Enabling Clinical Technologies for Hyperpolarized 129Xenon Magnetic Resonance Imaging and Spectroscopy

Hyperpolarization is a technique that can increase nuclear spin polarization with the corresponding gains in nuclear magnetic resonance (NMR) signals by 4–8 orders of magnitude. When this process is applied to biologically relevant samples, the hyperpolarized molecules can be used as exogenous magnetic resonance imaging (MRI) contrast agents. A technique called spin‐exchange optical pumping (SEOP) can be applied to hyperpolarize noble gases such as 129Xe. Techniques based on hyperpolarized 129Xe are poised to revolutionize clinical lung imaging, offering a non‐ionizing, high‐contrast alternative to computed tomography (CT) imaging and conventional proton MRI. Moreover, CT and conventional proton MRI report on lung tissue structure but provide little functional information. On the other hand, when a subject breathes hyperpolarized 129Xe gas, functional lung images reporting on lung ventilation, perfusion and diffusion with 3D readout can be obtained in seconds. In this Review, the physics of SEOP is discussed and the different production modalities are explained in the context of their clinical application.
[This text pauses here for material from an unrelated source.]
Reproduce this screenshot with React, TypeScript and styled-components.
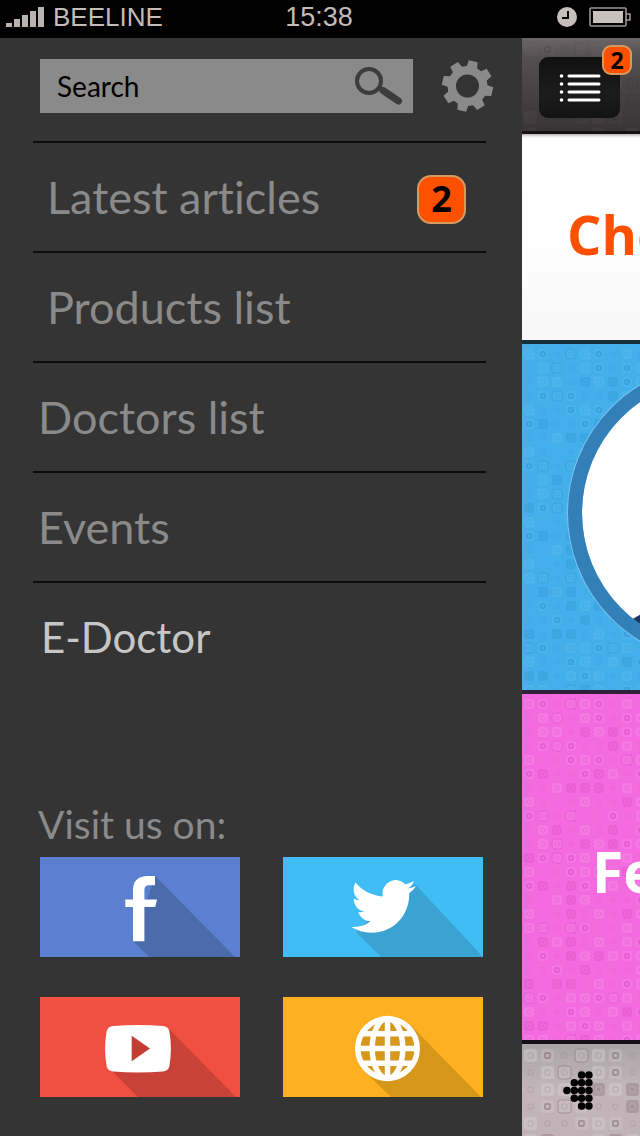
import React from "react";
import styled, { createGlobalStyle } from "styled-components";

const humanist = `Lato, "Open Sans", sans-serif`;
const bold = `"Open Sans", "Noto Sans", sans-serif`;

const GlobalStyle = createGlobalStyle`
  * { box-sizing: border-box; }
  body { margin: 0; background: #343434; font-family: ${humanist}; font-variant-ligatures: none; }
  button { border: 0; padding: 0; background: none; cursor: pointer; font: inherit; }
  a { color: inherit; text-decoration: none; }
  svg { display: block; }
`;

const Screen = styled.div`
  display: flex;
  flex-direction: column;
  min-height: 100vh;
  overflow: hidden;
`;

/* ---------- status bar ---------- */

const StatusBar = styled.header`
  display: grid;
  grid-template-columns: 1fr auto 1fr;
  align-items: center;
  height: 38px;
  padding: 0 8px 4px 6px;
  background: #000;
  color: #c2bbb8;
  font-family: "Liberation Sans", Arial, sans-serif;
  font-size: 26px;
  line-height: 34px;
`;

const Carrier = styled.div`
  display: flex;
  align-items: center;
  gap: 9px;
`;

const Time = styled.time`
  font-size: 27px;
`;

const Indicators = styled.div`
  display: flex;
  justify-content: flex-end;
  align-items: center;
  gap: 12px;
`;

/* ---------- drawer ---------- */

const Body = styled.div`
  display: flex;
  flex: 1;
`;

const Drawer = styled.aside`
  display: flex;
  flex-direction: column;
  flex: 1;
  min-width: 0;
  padding: 21px 36px 39px 33px;
  background: #343434;
`;

const SearchRow = styled.form`
  display: flex;
  align-items: center;
  gap: 27px;
  margin: 0 -9px 28px 7px;
`;

const SearchField = styled.div`
  display: flex;
  flex: 1;
  align-items: center;
  min-width: 0;
  height: 54px;
  padding: 0 10px 0 17px;
  background: #8a8a8a;
`;

const SearchInput = styled.input`
  flex: 1;
  min-width: 0;
  padding: 0;
  border: 0;
  outline: 0;
  background: transparent;
  color: #000;
  font-family: ${humanist};
  font-size: 28px;
  line-height: 36px;
  &::placeholder { color: #000; opacity: 1; }
`;

const MenuList = styled.ul`
  margin: 0;
  padding: 0;
  list-style: none;
`;

const MenuItem = styled.li`
  border-top: 2px solid #0c0c0c;
`;

const MenuLink = styled.a<{ $indent?: boolean; $active?: boolean }>`
  display: flex;
  align-items: center;
  justify-content: space-between;
  height: 108px;
  padding: 0 20px 0 ${(p) => (p.$indent ? 14 : p.$active ? 8 : 5)}px;
  color: ${(p) => (p.$active ? "#c6c6c6" : "#8a8a8a")};
  font-size: ${(p) => (p.$active ? 42 : 45)}px;
  line-height: 56px;
`;

const Badge = styled.span<{ $small?: boolean }>`
  display: flex;
  align-items: center;
  justify-content: center;
  width: ${(p) => (p.$small ? 30 : 49)}px;
  height: ${(p) => (p.$small ? 30 : 49)}px;
  margin-top: ${(p) => (p.$small ? 0 : 4)}px;
  border: 2px solid #d39a62;
  border-radius: ${(p) => (p.$small ? 9 : 14)}px;
  background: #ff5000;
  color: #000;
  font-family: ${bold};
  font-size: ${(p) => (p.$small ? 23 : 36)}px;
  line-height: 1;
  font-weight: 700;
`;

const Social = styled.section`
  margin-top: auto;
  padding: 0 3px 0 7px;
`;

const SocialTitle = styled.h2`
  margin: 0 0 9px -2px;
  color: #8a8a8a;
  font-size: 39px;
  line-height: 48px;
  font-weight: 400;
`;

const SocialGrid = styled.div`
  display: grid;
  grid-template-columns: 1fr 1fr;
  gap: 40px 43px;
`;

const Tile = styled.a<{ $color: string }>`
  display: flex;
  justify-content: center;
  height: 100px;
  overflow: hidden;
  background: ${(p) => p.$color};
`;

/* ---------- pushed page ---------- */

const Page = styled.main`
  display: flex;
  flex-direction: column;
  flex: 0 0 118px;
  overflow: hidden;
`;

const PageHeader = styled.div`
  position: relative;
  height: 96px;
  padding: 19px 17px;
  border-bottom: 3px solid #141213;
  background: linear-gradient(#6b6568, #544f51 20%, #464143 60%, #383334);
`;

const MenuButton = styled.button`
  position: relative;
  display: flex;
  align-items: center;
  justify-content: center;
  width: 81px;
  height: 61px;
  border-radius: 9px;
  background: linear-gradient(#101010, #1c1c1c 60%, #131313);
`;

const BadgeSpot = styled.span`
  position: absolute;
  top: -12px;
  right: -12px;
`;

const Panel = styled.section<{ $bg: string; $edge: string; $height: number }>`
  position: relative;
  height: ${(p) => p.$height}px;
  overflow: hidden;
  border-bottom: 4px solid ${(p) => p.$edge};
  background: ${(p) => p.$bg};
`;

const PageFooter = styled.footer`
  position: relative;
  display: flex;
  align-items: center;
  flex: 1;
  min-height: 92px;
  padding-left: 41px;
  overflow: hidden;
  background: linear-gradient(#aaa4a6, #c2b6ba 50%, #c0b3b7);
`;

const Backdrop = styled.svg`
  position: absolute;
  inset: 0;
  width: 100%;
  height: 100%;
`;

const Heading = styled.h1<{ $color: string; $pad: string; $size: number }>`
  position: relative;
  margin: 0;
  padding: ${(p) => p.$pad};
  color: ${(p) => p.$color};
  font-family: ${bold};
  font-size: ${(p) => p.$size}px;
  line-height: 76px;
  font-weight: 700;
  white-space: nowrap;
`;

const Portrait = styled.div`
  position: relative;
  width: 298px;
  height: 298px;
  margin: 20px 0 0 46px;
  overflow: hidden;
  border: 14px solid #337fb8;
  border-radius: 50%;
  background: #fff;
  background-clip: padding-box;
  box-shadow: 0 0 0 1px #79c3ee;
`;

const BackButton = styled.button`
  position: relative;
`;

/* ---------- texture ---------- */

/* . empty  a pale square  b dark square  o outlined  d dark ring  s small dot */
const cells = [
  "adsoadsas",
  "saosadsda",
  "saasbabda",
  "sdodssbas",
  "assdadsoa",
  "dbssdbasd",
  "ssabbbsas",
  "as.sassba",
  "doso.sdsa",
  "sabsasb.d",
  "saosbabda",
  "bdodassas",
  "a.sdadsba",
  "dbsbdsasa",
  "s.abasssd",
  "a.sbsasba",
  "aosodssas",
  "sbabsasad",
  "sdsbabada",
  "ssdsbsssa",
  "bsbbsasda",
  "odsaadoas",
  "assdasabd",
  "bbsadasas",
  "aasobasda",
  "bdsaodbas",
];

type TextureProps = { id: string; pitch: number; dark: string; light: string; strength: number };

function Texture({ id, pitch, dark, light, strength }: TextureProps) {
  const big = pitch - 4;
  const ring = pitch > 15 ? 5 : 4;
  return (
    <Backdrop aria-hidden="true">
      <defs>
        <pattern id={id} width={pitch * 9} height={pitch * cells.length} patternUnits="userSpaceOnUse">
          <g opacity={strength}>
            {cells.map((row, r) =>
              row.split("").map((kind, c) => {
                if (kind === ".") return null;
                const x = c * pitch + 2;
                const y = r * pitch + 5;
                const m = x + big / 2;
                const n = y + big / 2;
                const square = { x, y, width: big, height: big, rx: 3 };
                return (
                  <g key={`${r}-${c}`}>
                    {kind === "a" && <rect {...square} fill={light} opacity="0.6" />}
                    {kind === "b" && <rect {...square} fill={dark} opacity="0.5" />}
                    {kind === "d" && <rect {...square} fill={light} opacity="0.4" />}
                    {kind === "o" && (
                      <rect {...square} fill={light} fillOpacity="0.4" stroke={dark} strokeOpacity="0.7" />
                    )}
                    <rect
                      x={m - ring / 2}
                      y={n - ring / 2}
                      width={ring}
                      height={ring}
                      rx="1"
                      fill={kind === "b" ? dark : "none"}
                      stroke={kind === "b" ? light : dark}
                      strokeWidth={kind === "d" ? 2 : 1}
                      opacity={kind === "d" ? 0.7 : 0.35}
                    />
                  </g>
                );
              })
            )}
          </g>
        </pattern>
      </defs>
      <rect width="100%" height="100%" fill={`url(#${id})`} />
    </Backdrop>
  );
}

/* ---------- icons ---------- */

const SignalIcon = () => (
  <svg width="38" height="20" viewBox="0 0 38 20" fill="#b9b2af" aria-hidden="true">
    <path d="M0 16h6v4H0zM8 12h6v8H8zM16 8h6v12h-6zM24 4h6v16h-6zM32 0h6v20h-6z" />
  </svg>
);

const ClockIcon = () => (
  <svg width="20" height="20" viewBox="0 0 20 20" aria-hidden="true">
    <circle cx="10" cy="10" r="10" fill="#c6bfbc" />
    <path d="M11 4v7H5" fill="none" stroke="#000" strokeWidth="2" />
  </svg>
);

const BatteryIcon = () => (
  <svg width="43" height="20" viewBox="0 0 43 20" aria-hidden="true">
    <rect x="1" y="1" width="36" height="18" rx="1" fill="none" stroke="#9b9593" strokeWidth="1.6" />
    <rect x="4" y="4" width="30" height="12" fill="#c8c1be" />
    <path d="M37 7h4v6h-4" fill="none" stroke="#9b9593" strokeWidth="1.6" />
  </svg>
);

const SearchIcon = () => (
  <svg width="48" height="40" viewBox="0 0 48 40" fill="none" stroke="#3c3c3c" aria-hidden="true">
    <circle cx="14" cy="15" r="12" strokeWidth="4" />
    <path d="M24 21l4 3" strokeWidth="4" />
    <path d="M28 24.500l15.500 10.500" strokeWidth="7" strokeLinecap="round" />
  </svg>
);

function gearPath() {
  const points: string[] = [];
  for (let i = 0; i < 8; i++) {
    const mid = -76 + i * 45;
    [
      [-16, 20],
      [-11, 25.800],
      [9, 25.800],
      [15, 20],
    ].forEach(([offset, radius]) => {
      const a = ((mid + offset) * Math.PI) / 180;
      points.push(`${(26 + radius * Math.cos(a)).toFixed(2)} ${(26 + radius * Math.sin(a)).toFixed(2)}`);
    });
  }
  return `M${points.join("L")}ZM37.500 26a11.500 11.500 0 1 0-23 0a11.500 11.500 0 1 0 23 0Z`;
}

const GearIcon = () => (
  <svg width="55" height="52" viewBox="-1.500 0 55 52" aria-hidden="true">
    <path d={gearPath()} fill="#8a8a8a" fillRule="evenodd" />
  </svg>
);

const ListIcon = () => (
  <svg width="42" height="28" viewBox="0 0 42 28" stroke="#fff" strokeLinecap="round" aria-hidden="true">
    {[2, 10, 18, 26].map((y) => (
      <g key={y}>
        <circle cx="2.500" cy={y} r="1.800" fill="#fff" stroke="none" />
        <path d={`M10 ${y}h30`} strokeWidth="3" />
      </g>
    ))}
  </svg>
);

const TileSvg = styled.svg.attrs({ width: 200, height: 100, viewBox: "0 0 200 100", "aria-hidden": true })`
  flex: none;
`;

const FacebookArt = () => (
  <TileSvg>
    <path d="M115 19L195 100H109L93 84Z" fill="#4c6bab" />
    <path
      d="M115 19h-7c-10 0-15 5-15 14v9.500h-7.700V50H93v34.300h11.400V50h10.800l1.800-7.500h-12.600V34c0-4.500 1.500-5.700 5.600-5.700h5Z"
      fill="#fff"
    />
  </TileSvg>
);

const TwitterArt = () => (
  <TileSvg>
    <path d="M132 27L200 100H98L73 75L110 40Z" fill="#3aa3d2" />
    <path
      transform="translate(68 17) scale(2.700)"
      fill="#fff"
      d="M23.953 4.570a10 10 0 01-2.825.775 4.958 4.958 0 002.163-2.723c-.951.555-2.005.959-3.127 1.184a4.920 4.920 0 00-8.384 4.482C7.690 8.095 4.067 6.130 1.640 3.162a4.822 4.822 0 00-.666 2.475c0 1.710.870 3.213 2.188 4.096a4.904 4.904 0 01-2.228-.616v.060a4.923 4.923 0 003.946 4.827 4.996 4.996 0 01-2.212.085 4.936 4.936 0 004.604 3.417 9.867 9.867 0 01-6.102 2.105c-.390 0-.779-.023-1.170-.067a13.995 13.995 0 007.557 2.209c9.053 0 13.998-7.496 13.998-13.985 0-.210 0-.420-.015-.630A9.935 9.935 0 0024 4.590z"
    />
  </TileSvg>
);

const YoutubeArt = () => (
  <TileSvg>
    <path d="M129 32L196 100H98L71 73Z" fill="#c94237" />
    <path
      d="M73 29Q98 27 123 29Q128 29.500 129.300 34Q132.500 51.500 129.300 69.500Q128 74 123 74.600Q98 76.400 73 74.600Q68 74 66.700 69.500Q63.500 51.500 66.700 34Q68 29.500 73 29Z"
      fill="#fff"
    />
    <path d="M91.700 38.700L110 51.400L91.700 64.200Z" fill="#c23e35" />
  </TileSvg>
);

const GlobeArt = () => (
  <TileSvg>
    <path d="M127.500 28L198 100H108L81 74Z" fill="#d6971b" />
    <circle cx="104.500" cy="51.500" r="30" fill="#d6971b" />
    <g fill="none" stroke="#fff" strokeWidth="5.500">
      <circle cx="104.500" cy="51.500" r="29.700" />
      <ellipse cx="104.500" cy="51.500" rx="15.300" ry="30" />
      <path d="M104.500 21v61M74 51.500h61M79 36.800h51M79 66.200h51" />
    </g>
  </TileSvg>
);

const dotRows = [
  [2, 3],
  [1, 2, 3],
  [0, 1, 2, 3],
  [1, 2, 3],
  [2, 3],
];

const DotArrow = () => (
  <svg width="30" height="39" viewBox="0 0 30 39" aria-hidden="true">
    {dotRows.map((cols, r) =>
      cols.map((c) => <circle key={`${r}-${c}`} cx={4 + c * 7.300} cy={4 + r * 7.750} r="3.800" />)
    )}
  </svg>
);

/* ---------- screen ---------- */

const menu = [
  { label: "Latest articles", indent: true, count: 2 },
  { label: "Products list", indent: true },
  { label: "Doctors list" },
  { label: "Events" },
  { label: "E-Doctor", active: true },
];

const networks = [
  { name: "Facebook", color: "#5b80d1", Art: FacebookArt },
  { name: "Twitter", color: "#41bdf5", Art: TwitterArt },
  { name: "YouTube", color: "#f04f41", Art: YoutubeArt },
  { name: "Website", color: "#ffb020", Art: GlobeArt },
];

export default function App() {
  return (
    <Screen>
      <GlobalStyle />
      <StatusBar>
        <Carrier>
          <SignalIcon />
          BEELINE
        </Carrier>
        <Time>15:38</Time>
        <Indicators>
          <ClockIcon />
          <BatteryIcon />
        </Indicators>
      </StatusBar>
      <Body>
        <Drawer>
          <SearchRow role="search" onSubmit={(e) => e.preventDefault()}>
            <SearchField>
              <SearchInput type="text" placeholder="Search" aria-label="Search" />
              <button type="submit" aria-label="Submit search">
                <SearchIcon />
              </button>
            </SearchField>
            <button type="button" aria-label="Settings">
              <GearIcon />
            </button>
          </SearchRow>
          <nav>
            <MenuList>
              {menu.map((item) => (
                <MenuItem key={item.label}>
                  <MenuLink href="#" $indent={item.indent} $active={item.active}>
                    {item.label}
                    {item.count && <Badge>{item.count}</Badge>}
                  </MenuLink>
                </MenuItem>
              ))}
            </MenuList>
          </nav>
          <Social>
            <SocialTitle>Visit us on:</SocialTitle>
            <SocialGrid>
              {networks.map(({ name, color, Art }) => (
                <Tile key={name} href="#" aria-label={name} $color={color}>
                  <Art />
                </Tile>
              ))}
            </SocialGrid>
          </Social>
        </Drawer>
        <Page>
          <PageHeader>
            <Texture id="tex-header" pitch={17} dark="#2c2729" light="#75686c" strength={0.2} />
            <MenuButton type="button" aria-label="Menu">
              <ListIcon />
              <BadgeSpot>
                <Badge $small>2</Badge>
              </BadgeSpot>
            </MenuButton>
          </PageHeader>
          <Panel $bg="linear-gradient(#b5b3b4, #f4f2f3 3px, #fff 5px, #fefefe 50%, #f8f7f8)" $edge="#16303d" $height={210}>
            <Heading $color="#ff5000" $size={54} $pad="62px 0 0 45px">
              Che
            </Heading>
          </Panel>
          <Panel $bg="#43b0eb" $edge="#30203c" $height={350}>
            <Texture id="tex-blue" pitch={14} dark="#1f86c8" light="#62bff0" strength={0.5} />
            <Portrait>
              <svg width="270" height="270" viewBox="0 0 270 270" aria-hidden="true">
                <path d="M40 247L75 227V270H40Z" fill="#1d3468" />
              </svg>
            </Portrait>
          </Panel>
          <Panel $bg="#f36cdf" $edge="#170f17" $height={350}>
            <Texture id="tex-pink" pitch={14} dark="#d545bc" light="#fb93ea" strength={0.6} />
            <Heading $color="#fff" $size={57} $pad="139px 0 0 70px">
              Fe
            </Heading>
          </Panel>
          <PageFooter>
            <Texture id="tex-footer" pitch={17} dark="#84686f" light="#d5d0d1" strength={0.7} />
            <BackButton type="button" aria-label="Back">
              <DotArrow />
            </BackButton>
          </PageFooter>
        </Page>
      </Body>
    </Screen>
  );
}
We also briefly compare SEOP to other hyperpolarization methods and conclude this paper with the outlook for biomedical applications of hyperpolarized 129Xe to lung imaging and beyond. The use of hyperpolarized 129Xe has the potential to revolutionize clinical imaging, offering a non‐ionizing contrast of organ function complementary to that of CT imaging and conventional MRI. In this Review, the physics of spin‐exchange optical pumping (SEOP) is discussed, production modalities of hyperpolarized 129Xe are explained, and biomedical applications to lung imaging and beyond are described.